What I don’t understand is why anyone would WANT that to be true. It has to mean that our lives have no
intrinsic value, meaning or purpose. It
has to mean that we are ultimately robots on a course over which we have no
control. We simply react.
Yet,
that’s not how we live our lives from day to day. We live like our choices matter. The starling appears to be making
decisions. You can claim its all an
illusion, like the Buddhists. But even
(most?) Buddhists step back onto the curb when they see a truck barreling down
the road, getting ready to hit them! We
don’t live like the truck is an illusion.
We don’t live like robots, either.
We engage all the time. Atheists
are constantly telling me how irrational and unscientific my worldview is. But based on their own theorizing, am I not
simply behaving based on the chemical and electrical reality in my brain, and
therefore, doing precisely what the cosmos has unintentionally programmed me to
do? Therefore, there is no rational or
logical basis for claiming I should not believe in God because the cosmos made
me this way! I am utterly, properly, and profoundly right, then to believe what
I believe.
Experience
tells us our choices matter, though.
Even atheists don’t live like their choices are irrelevant. Even atheists choose to send their children
to a particular school because they think it’s important for them to get the
best education. Even atheists choose to
drive in a manner that doesn’t cause accidents, because someone, including the
atheist, could get hurt. Even atheists
operate every day as if it matters whether they exercise, eat right, or take
the right nutritional supplements to maintain their health. Because inside of us, in our fully honest
moments, when no one else is looking, we know that our decisions matter. We know that life doesn’t just appear to have
intrinsic purpose, value, and meaning: it does, in fact, have intrinsic
purpose, value, and meaning. In fact, we
crave these things. How did the random,
unintentional animation of some previously inanimate blob of stuff cause us to
have these desires? It just doesn’t make
sense.
Christianity
makes sense of these longings, though. A
creator God designed us to have purpose, value, and meaning based on our relationship to him. That’s why starlings make choices about which
scrap of paper or which leaf to put into their nest. God designed them to make those choices. We are designed to make much more
sophisticated choices like whether we hurt another human being or not, whether
we move our family to a new place, whether we treat our bodies well or not,
whether we . . . you get the point. That creator God infused us with longings for
purpose, meaning, and value. In order to
guarantee that our longings actually have that intrinsic purpose, meaning, and
value God provided a perfect standard that secures this reality: his son, Jesus
Christ. God stepped into time and space
and acted as a human being in order to give us sufficient evidence to see his
glory and to acknowledge him as creator and sustainer of our reality.
Jesus
is the only person in recorded history who died, was raised from the dead, and
never died again. The offer of the
gospel of Jesus Christ is you can review the evidence and make a God-given
choice to accept the evidence or reject it.

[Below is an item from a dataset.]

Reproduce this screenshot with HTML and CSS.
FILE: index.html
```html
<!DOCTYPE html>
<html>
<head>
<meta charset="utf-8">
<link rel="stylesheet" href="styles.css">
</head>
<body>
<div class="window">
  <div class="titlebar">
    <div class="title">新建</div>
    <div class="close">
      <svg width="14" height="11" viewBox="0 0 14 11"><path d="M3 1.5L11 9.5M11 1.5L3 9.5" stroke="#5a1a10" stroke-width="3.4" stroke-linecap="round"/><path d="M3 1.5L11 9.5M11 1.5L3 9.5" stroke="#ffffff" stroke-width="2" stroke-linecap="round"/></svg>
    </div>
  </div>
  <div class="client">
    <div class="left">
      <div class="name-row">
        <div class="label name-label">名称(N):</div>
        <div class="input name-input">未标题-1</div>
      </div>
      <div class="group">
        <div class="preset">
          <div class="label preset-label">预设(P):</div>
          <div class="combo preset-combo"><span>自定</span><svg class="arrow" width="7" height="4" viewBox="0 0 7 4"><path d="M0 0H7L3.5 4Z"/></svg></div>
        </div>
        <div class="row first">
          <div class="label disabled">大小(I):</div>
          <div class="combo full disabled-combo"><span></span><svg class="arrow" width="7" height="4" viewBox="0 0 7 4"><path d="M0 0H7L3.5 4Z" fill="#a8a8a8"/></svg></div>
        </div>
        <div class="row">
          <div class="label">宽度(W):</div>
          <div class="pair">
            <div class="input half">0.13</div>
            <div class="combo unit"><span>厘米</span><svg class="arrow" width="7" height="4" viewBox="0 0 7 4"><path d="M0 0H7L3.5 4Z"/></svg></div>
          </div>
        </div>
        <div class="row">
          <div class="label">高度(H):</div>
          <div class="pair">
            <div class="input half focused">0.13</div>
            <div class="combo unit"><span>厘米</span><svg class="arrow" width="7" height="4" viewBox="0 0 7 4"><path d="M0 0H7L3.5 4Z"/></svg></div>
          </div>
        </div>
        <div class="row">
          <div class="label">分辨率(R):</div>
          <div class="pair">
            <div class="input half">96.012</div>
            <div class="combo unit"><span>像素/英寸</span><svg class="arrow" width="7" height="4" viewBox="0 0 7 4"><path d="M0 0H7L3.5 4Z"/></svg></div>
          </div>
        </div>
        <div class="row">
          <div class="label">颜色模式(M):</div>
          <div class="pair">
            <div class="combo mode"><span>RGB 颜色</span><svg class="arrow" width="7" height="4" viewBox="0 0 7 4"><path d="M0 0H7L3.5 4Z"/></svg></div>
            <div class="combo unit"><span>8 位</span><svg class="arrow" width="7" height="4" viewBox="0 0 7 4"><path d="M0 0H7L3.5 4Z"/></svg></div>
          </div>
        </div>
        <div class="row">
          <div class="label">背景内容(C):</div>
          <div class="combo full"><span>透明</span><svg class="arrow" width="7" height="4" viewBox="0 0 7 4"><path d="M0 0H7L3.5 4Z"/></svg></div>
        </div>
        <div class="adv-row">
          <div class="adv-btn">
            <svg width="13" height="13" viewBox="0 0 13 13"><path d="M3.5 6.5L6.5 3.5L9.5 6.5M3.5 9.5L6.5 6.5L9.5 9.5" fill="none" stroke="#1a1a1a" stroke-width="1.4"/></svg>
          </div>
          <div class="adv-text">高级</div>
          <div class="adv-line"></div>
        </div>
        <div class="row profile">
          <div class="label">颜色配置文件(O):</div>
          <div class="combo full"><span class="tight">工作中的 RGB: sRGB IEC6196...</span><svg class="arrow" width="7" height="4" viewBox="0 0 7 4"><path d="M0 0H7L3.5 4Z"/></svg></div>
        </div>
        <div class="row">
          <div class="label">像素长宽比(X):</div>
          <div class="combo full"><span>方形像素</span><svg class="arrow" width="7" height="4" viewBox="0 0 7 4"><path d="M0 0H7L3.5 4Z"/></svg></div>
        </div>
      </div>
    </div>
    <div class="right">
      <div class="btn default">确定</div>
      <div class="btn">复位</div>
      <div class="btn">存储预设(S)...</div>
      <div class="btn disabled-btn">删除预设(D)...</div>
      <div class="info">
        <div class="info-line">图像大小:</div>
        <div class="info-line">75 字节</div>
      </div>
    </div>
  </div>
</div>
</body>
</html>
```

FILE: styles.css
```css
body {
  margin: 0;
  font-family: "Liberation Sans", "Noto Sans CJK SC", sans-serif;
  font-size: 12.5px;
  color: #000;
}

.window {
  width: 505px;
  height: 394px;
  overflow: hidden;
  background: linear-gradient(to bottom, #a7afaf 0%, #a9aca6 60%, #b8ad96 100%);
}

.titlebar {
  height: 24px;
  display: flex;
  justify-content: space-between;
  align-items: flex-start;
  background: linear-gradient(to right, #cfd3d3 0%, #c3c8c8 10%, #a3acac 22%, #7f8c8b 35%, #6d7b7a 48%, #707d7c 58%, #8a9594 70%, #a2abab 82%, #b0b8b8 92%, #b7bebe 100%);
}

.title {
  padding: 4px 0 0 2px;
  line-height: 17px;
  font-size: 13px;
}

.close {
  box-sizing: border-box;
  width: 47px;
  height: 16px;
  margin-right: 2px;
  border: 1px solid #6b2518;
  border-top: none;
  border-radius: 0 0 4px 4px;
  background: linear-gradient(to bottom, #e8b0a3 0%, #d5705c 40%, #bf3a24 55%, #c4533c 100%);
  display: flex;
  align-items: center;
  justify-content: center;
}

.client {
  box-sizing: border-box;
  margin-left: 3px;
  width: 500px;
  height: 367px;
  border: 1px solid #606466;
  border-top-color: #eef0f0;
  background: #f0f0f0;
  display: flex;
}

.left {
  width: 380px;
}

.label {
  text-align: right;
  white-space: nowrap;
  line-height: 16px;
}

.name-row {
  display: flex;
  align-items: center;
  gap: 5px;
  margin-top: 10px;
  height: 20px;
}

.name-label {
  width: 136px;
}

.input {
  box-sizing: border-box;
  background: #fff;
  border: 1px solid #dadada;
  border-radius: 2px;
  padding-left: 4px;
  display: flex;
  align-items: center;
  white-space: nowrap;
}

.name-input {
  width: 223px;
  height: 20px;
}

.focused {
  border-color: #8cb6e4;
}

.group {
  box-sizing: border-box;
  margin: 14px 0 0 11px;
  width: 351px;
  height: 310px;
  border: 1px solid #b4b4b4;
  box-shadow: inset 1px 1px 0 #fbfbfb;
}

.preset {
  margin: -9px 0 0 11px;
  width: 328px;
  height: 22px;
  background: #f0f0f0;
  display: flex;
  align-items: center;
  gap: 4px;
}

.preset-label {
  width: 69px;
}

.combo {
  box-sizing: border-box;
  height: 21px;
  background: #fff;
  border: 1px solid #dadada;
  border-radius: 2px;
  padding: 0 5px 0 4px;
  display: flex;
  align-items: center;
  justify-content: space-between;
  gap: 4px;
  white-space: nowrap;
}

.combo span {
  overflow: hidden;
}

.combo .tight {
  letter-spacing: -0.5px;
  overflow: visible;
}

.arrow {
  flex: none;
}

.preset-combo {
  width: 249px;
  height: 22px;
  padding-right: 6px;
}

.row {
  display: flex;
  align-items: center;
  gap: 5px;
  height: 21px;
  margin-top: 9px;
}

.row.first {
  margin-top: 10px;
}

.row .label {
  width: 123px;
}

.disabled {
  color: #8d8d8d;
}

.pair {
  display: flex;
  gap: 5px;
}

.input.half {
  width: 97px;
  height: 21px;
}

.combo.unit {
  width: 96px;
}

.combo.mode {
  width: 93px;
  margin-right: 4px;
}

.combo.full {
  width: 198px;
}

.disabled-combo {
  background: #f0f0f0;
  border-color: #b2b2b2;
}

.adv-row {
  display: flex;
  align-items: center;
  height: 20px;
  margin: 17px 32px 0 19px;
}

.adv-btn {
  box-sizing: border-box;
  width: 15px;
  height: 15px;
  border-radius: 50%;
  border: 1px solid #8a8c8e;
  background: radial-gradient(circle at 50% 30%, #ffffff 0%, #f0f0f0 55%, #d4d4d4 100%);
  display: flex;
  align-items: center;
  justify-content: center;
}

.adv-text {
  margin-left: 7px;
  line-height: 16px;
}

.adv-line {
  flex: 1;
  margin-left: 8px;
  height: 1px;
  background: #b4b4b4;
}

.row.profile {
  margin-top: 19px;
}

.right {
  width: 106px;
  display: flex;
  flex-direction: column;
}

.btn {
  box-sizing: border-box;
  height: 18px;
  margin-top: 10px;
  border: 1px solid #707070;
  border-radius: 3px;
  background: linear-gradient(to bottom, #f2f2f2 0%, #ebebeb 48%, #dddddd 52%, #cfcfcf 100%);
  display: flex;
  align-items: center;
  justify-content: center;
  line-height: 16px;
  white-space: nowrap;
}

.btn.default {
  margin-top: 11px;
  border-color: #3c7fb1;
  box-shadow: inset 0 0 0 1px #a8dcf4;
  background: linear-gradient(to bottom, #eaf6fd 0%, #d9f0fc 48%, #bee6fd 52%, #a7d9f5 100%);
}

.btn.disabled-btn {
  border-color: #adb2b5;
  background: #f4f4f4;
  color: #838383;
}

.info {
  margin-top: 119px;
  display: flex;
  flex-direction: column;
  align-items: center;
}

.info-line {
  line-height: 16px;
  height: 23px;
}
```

And, if the gospel message of God’s intervention in time to give us purpose, meaning, and value is true, then our choices matter eternally. Otherwise, how are we not simply puppets of
the cosmos?
The
starling acts like its choices matter. What
about you – will you continue living a lie – will you continue living like your
choices matter when time, space, chance, chemicals, and electricity say
otherwise? Or, will you accept that there
is a God who designed you and that your choices really do matter?